§ Records shown

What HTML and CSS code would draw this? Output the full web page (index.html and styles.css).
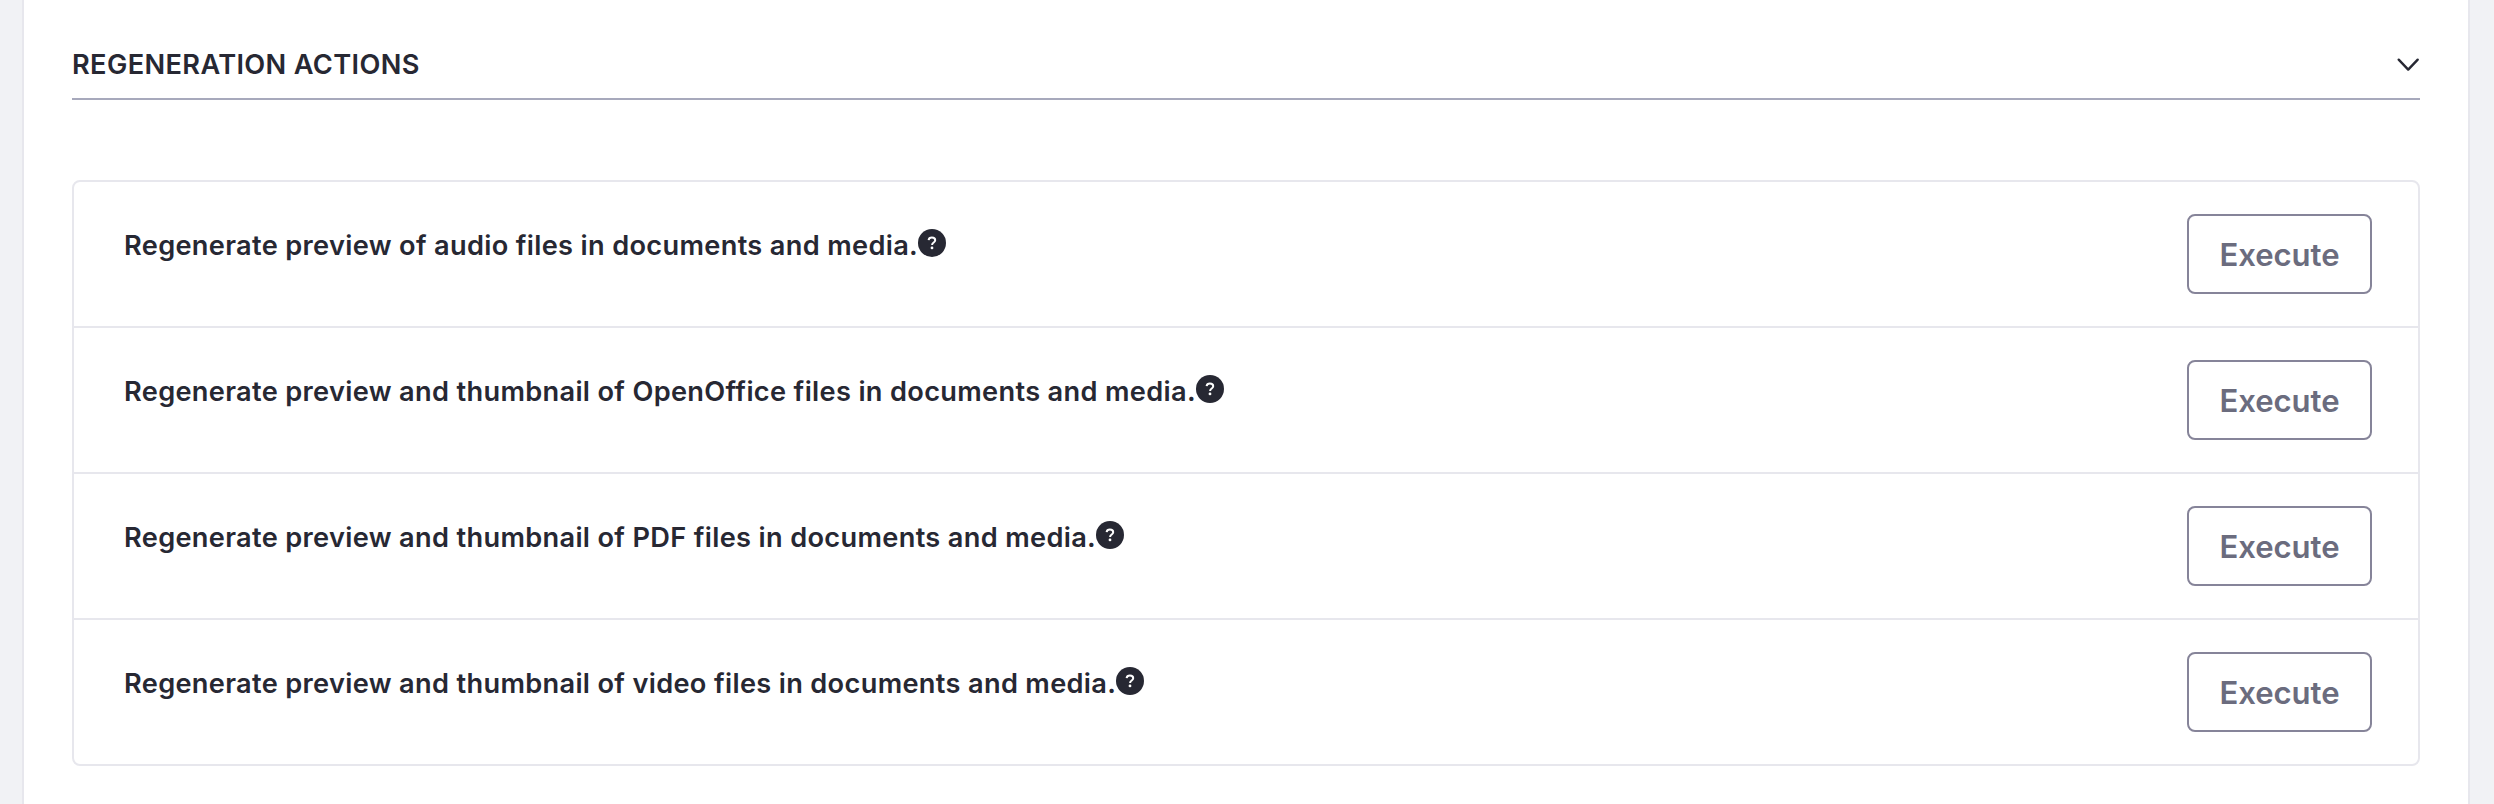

...

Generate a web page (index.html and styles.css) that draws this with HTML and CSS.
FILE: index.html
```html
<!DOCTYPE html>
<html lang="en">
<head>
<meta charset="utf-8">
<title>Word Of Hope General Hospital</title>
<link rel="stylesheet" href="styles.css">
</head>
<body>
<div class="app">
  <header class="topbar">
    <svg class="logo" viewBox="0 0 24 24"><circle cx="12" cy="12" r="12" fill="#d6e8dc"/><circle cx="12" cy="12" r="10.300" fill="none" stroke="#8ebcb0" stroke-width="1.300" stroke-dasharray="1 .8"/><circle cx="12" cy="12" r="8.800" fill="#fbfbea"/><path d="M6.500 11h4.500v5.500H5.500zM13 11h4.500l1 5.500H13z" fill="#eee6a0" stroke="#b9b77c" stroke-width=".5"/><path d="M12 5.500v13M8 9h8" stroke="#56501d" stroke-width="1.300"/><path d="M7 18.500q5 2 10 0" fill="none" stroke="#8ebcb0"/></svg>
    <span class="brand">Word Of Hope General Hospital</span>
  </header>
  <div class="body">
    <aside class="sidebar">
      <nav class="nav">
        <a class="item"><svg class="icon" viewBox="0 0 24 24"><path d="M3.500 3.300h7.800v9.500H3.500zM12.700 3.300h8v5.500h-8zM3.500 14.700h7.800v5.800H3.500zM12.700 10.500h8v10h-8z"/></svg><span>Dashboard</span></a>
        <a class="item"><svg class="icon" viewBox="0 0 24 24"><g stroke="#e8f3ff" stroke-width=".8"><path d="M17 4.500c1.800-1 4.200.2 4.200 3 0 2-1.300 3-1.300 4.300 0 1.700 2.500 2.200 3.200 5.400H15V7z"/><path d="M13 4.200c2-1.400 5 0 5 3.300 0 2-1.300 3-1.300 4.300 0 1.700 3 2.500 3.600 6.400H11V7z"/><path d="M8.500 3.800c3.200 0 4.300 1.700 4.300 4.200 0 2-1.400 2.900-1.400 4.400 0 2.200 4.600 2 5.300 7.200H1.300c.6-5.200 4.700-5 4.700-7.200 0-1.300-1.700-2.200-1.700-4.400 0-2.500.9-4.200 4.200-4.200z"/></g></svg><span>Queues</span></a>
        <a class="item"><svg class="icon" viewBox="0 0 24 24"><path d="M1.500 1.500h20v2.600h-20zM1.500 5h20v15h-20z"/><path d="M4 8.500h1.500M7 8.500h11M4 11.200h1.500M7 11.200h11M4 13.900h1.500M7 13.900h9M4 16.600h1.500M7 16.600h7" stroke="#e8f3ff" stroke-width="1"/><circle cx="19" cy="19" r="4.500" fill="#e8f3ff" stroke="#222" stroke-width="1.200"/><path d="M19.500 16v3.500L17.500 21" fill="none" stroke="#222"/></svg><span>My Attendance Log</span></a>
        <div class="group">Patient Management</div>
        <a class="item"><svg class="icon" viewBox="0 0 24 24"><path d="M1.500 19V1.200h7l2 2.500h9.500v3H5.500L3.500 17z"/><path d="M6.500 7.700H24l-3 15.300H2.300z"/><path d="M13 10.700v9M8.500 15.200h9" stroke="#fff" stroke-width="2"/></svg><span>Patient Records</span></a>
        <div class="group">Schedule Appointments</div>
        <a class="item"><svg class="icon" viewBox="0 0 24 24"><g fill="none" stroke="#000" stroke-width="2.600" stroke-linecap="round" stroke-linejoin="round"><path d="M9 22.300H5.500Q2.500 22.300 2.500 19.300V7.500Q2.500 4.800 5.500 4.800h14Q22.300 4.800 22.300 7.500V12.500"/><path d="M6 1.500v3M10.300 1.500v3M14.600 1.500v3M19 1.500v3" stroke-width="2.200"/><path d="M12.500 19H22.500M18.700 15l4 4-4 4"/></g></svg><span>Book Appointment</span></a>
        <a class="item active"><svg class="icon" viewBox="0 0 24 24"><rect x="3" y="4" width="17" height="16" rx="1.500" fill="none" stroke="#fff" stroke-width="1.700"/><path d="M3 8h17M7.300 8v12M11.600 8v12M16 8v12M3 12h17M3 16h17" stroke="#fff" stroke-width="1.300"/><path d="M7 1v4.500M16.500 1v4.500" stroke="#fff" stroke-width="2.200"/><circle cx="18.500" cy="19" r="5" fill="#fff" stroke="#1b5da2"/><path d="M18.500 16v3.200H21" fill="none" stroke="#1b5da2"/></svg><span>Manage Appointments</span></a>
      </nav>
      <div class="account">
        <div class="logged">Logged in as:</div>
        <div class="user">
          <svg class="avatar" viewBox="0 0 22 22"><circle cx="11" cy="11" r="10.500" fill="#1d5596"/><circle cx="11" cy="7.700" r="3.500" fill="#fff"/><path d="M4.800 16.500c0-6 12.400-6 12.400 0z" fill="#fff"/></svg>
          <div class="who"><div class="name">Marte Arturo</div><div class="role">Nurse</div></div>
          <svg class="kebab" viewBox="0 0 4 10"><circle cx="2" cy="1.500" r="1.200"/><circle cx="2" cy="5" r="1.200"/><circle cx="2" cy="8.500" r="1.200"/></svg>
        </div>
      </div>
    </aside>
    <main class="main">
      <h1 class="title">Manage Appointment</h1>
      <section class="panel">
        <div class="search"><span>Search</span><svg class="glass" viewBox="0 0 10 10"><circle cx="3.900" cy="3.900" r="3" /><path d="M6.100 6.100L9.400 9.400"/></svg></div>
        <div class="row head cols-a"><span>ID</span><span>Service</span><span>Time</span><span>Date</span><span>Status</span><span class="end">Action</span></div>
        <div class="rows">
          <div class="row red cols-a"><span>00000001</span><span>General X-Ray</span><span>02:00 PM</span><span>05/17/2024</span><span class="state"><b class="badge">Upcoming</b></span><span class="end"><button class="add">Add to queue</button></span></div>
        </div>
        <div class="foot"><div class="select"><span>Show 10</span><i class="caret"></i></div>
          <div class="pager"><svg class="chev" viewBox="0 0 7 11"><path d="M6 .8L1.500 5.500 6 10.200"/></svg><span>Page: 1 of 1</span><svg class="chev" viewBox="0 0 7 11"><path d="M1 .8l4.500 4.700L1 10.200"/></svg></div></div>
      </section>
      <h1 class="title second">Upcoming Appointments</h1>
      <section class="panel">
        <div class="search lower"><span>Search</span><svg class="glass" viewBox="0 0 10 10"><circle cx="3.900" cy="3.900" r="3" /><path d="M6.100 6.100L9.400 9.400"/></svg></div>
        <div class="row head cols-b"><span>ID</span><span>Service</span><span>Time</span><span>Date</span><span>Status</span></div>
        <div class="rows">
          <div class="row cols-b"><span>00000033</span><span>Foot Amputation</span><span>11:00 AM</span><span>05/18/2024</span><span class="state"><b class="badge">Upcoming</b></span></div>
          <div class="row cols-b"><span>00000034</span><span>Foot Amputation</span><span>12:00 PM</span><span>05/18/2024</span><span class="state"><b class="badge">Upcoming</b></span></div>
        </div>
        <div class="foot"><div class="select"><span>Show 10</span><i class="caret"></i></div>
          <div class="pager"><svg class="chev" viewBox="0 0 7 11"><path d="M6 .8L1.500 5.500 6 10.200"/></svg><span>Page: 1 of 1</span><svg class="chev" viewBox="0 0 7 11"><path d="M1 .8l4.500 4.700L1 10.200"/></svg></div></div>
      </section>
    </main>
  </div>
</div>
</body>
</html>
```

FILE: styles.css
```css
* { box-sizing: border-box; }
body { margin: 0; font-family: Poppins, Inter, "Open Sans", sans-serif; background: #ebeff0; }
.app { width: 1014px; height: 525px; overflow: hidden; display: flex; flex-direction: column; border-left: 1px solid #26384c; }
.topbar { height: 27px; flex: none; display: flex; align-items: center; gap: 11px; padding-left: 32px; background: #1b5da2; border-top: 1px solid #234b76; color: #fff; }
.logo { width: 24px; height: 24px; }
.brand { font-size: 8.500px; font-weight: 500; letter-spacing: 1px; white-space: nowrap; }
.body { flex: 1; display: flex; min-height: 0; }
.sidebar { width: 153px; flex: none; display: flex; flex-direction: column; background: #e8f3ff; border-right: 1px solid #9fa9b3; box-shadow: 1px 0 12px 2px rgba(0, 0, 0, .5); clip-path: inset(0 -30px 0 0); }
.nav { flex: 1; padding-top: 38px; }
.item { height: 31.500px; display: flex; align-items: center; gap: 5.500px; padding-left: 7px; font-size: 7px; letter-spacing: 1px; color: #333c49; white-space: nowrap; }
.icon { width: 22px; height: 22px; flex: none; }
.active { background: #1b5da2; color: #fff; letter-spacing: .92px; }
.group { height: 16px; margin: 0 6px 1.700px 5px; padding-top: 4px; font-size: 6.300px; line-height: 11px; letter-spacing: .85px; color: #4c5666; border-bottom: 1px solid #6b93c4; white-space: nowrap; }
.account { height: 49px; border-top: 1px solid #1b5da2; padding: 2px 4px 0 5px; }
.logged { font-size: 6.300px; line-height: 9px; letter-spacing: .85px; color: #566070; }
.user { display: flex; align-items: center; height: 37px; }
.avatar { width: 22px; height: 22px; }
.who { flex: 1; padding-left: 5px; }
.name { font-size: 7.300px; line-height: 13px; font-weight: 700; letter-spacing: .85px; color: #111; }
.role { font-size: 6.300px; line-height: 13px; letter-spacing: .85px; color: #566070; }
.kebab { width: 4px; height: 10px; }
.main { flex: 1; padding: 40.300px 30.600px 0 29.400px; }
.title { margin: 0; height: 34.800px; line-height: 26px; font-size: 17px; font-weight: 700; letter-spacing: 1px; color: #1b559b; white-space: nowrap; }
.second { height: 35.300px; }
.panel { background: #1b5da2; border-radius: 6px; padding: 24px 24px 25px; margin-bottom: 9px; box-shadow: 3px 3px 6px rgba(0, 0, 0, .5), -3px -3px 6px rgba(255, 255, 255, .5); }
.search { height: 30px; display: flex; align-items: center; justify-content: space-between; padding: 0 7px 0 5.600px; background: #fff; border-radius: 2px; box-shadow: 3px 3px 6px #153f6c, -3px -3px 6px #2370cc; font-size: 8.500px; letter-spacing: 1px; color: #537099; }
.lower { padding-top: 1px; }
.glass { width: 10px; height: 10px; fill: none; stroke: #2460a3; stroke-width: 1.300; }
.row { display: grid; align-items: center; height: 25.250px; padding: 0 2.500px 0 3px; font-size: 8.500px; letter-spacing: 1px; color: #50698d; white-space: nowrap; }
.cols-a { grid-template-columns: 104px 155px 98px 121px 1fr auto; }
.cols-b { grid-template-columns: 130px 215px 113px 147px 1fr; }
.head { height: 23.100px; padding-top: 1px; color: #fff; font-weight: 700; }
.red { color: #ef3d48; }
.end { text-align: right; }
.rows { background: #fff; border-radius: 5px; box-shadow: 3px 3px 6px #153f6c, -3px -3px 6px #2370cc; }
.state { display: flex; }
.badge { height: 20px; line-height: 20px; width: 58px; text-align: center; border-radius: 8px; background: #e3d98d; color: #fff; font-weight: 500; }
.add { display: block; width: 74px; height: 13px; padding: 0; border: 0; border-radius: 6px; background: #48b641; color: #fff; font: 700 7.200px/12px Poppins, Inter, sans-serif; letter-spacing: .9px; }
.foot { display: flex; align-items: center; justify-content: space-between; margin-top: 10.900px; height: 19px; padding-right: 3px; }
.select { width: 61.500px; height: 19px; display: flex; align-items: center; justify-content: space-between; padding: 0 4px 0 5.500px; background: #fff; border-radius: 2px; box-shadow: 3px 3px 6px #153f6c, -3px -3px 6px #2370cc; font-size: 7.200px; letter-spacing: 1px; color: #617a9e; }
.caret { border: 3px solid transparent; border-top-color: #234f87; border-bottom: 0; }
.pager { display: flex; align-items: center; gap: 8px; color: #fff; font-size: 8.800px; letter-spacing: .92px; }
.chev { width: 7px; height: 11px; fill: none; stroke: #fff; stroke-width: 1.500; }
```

§ Instructions to follow
Calculate how many lines of the material include the string "this", and state that number by itself.

§ Reply
2